Wednesday, February 08, 2006

My Mom’s Imagination: Where Molehills Become Mountains and Mouse Droppings Become Large Rodent Turds

My mom was a trooper about the mice...kind of. She didn’t refuse to stay here and for the first few days she was willing to help out in the kitchen (where mice have been sited). By the end of her trip she wouldn’t stand by the oven (under which four mice traps lay) and she was very jumpy. She said she was on “turd patrol”, hoping to find evidence of our small housemates. She never saw a mouse, but her imagination got the best of her.

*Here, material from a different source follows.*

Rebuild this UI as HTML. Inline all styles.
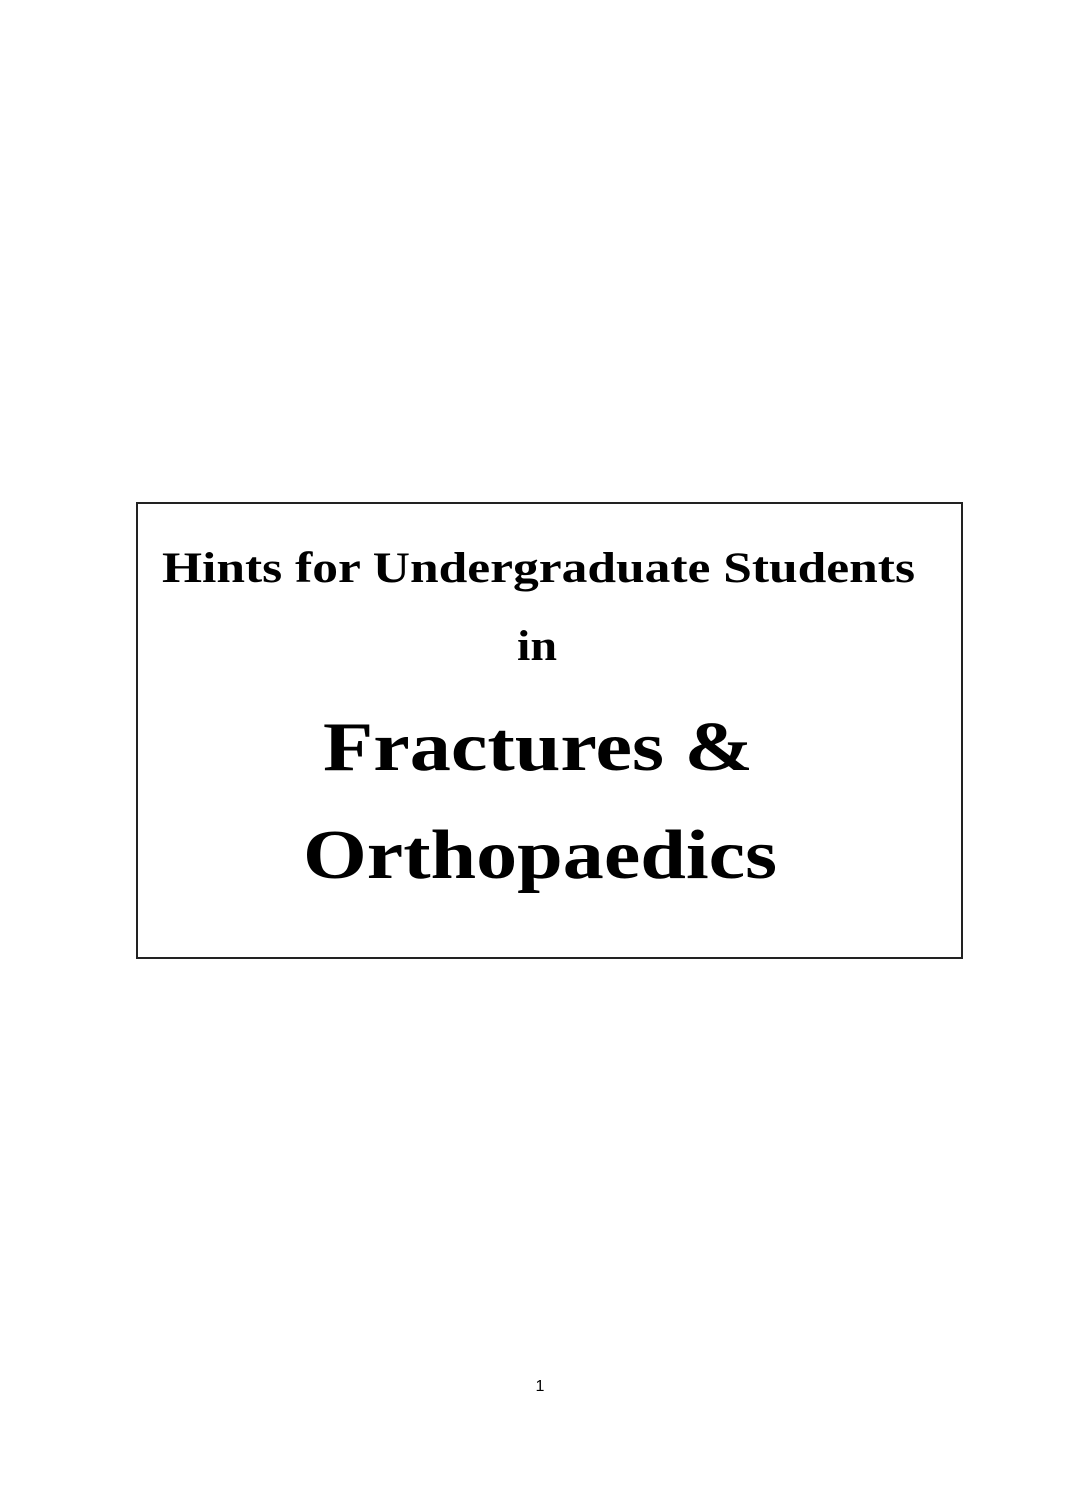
<!DOCTYPE html>
<html><head><style>
html,body{margin:0;padding:0;background:#fff;width:1080px;height:1512px;overflow:hidden}
</style></head><body>
<svg width="1080" height="1512" xmlns="http://www.w3.org/2000/svg" style="display:block">
<rect x="137" y="503" width="825" height="455" fill="none" stroke="#222" stroke-width="2"/>
<g font-family="'Liberation Serif', serif" font-weight="bold" fill="#000">
<text x="162" y="582" font-size="43" textLength="753" lengthAdjust="spacingAndGlyphs">Hints for Undergraduate Students</text>
<text x="517" y="660" font-size="43" textLength="40" lengthAdjust="spacingAndGlyphs">in</text>
<text x="323" y="770" font-size="70" textLength="430" lengthAdjust="spacingAndGlyphs">Fractures &amp;</text>
<text x="303" y="878" font-size="70" textLength="474" lengthAdjust="spacingAndGlyphs">Orthopaedics</text>
</g>
<text x="540" y="1391" font-family="'Liberation Sans', sans-serif" font-size="16" text-anchor="middle" fill="#000">1</text>
</svg>
</body></html>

A baseline of fear really started with stomping. Whenever Mom walked from our bedroom through the kitchen to the rest of the house, she’d do a little clog dance. Stomp-stomp-(pause)-stomp-stomp. She recommended that we get flood lights for the kitchen and leave them on all the time to fool our nocturnal friends.

But all out paranoia and delusions started one night when we settled into watch a movie. Fifteen minutes into the movie, she yelped and jerked up. When I asked her what happened she told me that she thought a mouse was climbing up her. I burst out laughing, “Mom, they’re scared of us. They are not going to climb up onto you.”

We watched the rest of the movie without incident, but Mom was further on edge. I saw my opportunity. I was brushing my teeth in the bathroom on one side of the kitchen and she was in the bedroom on the other side of the kitchen. I hurried through my hygiene and snuck into the kids’ room and found a small pink ball. Then I hollered, “Mom, are you coming into the bathroom? Should I turn off the light?”

“I’m coming,” she said. Then I heard stomp-stomp-pause-stomp...at that point I quietly rolled the pink ball across the kitchen floor right in front of her. Of course, this movement on the floor out of the corner of her eye appeared to be a mouse and she screamed bloody murder and grabbed her heart before she could get her last stomp in. I was on the floor giggling until it hurt, while she shouted, “Let the old lady die! Call the coroner’s office!” We chuckled together for a couple minutes, really I chuckled and she shouted at me with a smile. Then I retired and she headed for the bathroom.

Apparently, while she was using the toilet, she leaned forward to inspect where the baseboard heater pipes went into the floor, calculating if a mouse could fit through there. At that point she felt something fall onto her back and visions of mice peeping out of the pipe hole morphed into a hallucination. Again, she screamed, but this time it was longer and it was more agitated. From my position reclining in bed I was sure it was all over: rats had infested the bathroom.

I raced to the bathroom to find my mom standing with a hand towel in her hand, “I thought a herd of them had fallen from the sky and landed on my back. I thought they grew wings and were doing a free fall attack.”

She was serious. I started laughing so hard I couldn’t stand. She went on for awhile. I grabbed a notebook and started transcribing nearly every word she said.

“My back is tight. My eyes are blurry. My knees, my knees! I wasn’t going to shower tomorrow, but now I’ve had day’s worth of sweat in one half a second. If I die in the morning, you’ll know why. I’m weak, weak, weak, and more weak.”

The bed shook with laughter as I tried to get down her most colorful musings.

This morning I read this blog to her and she said, “My thighs start feeling some numbness when you read that. I am so scared. Sumner also told me that the mice were scared of me. I thought: impossible! They would be a whole bunch of psychotic rodents trembling in the floor if that was true.”

Oh, my. I love hyperbole. And my mom.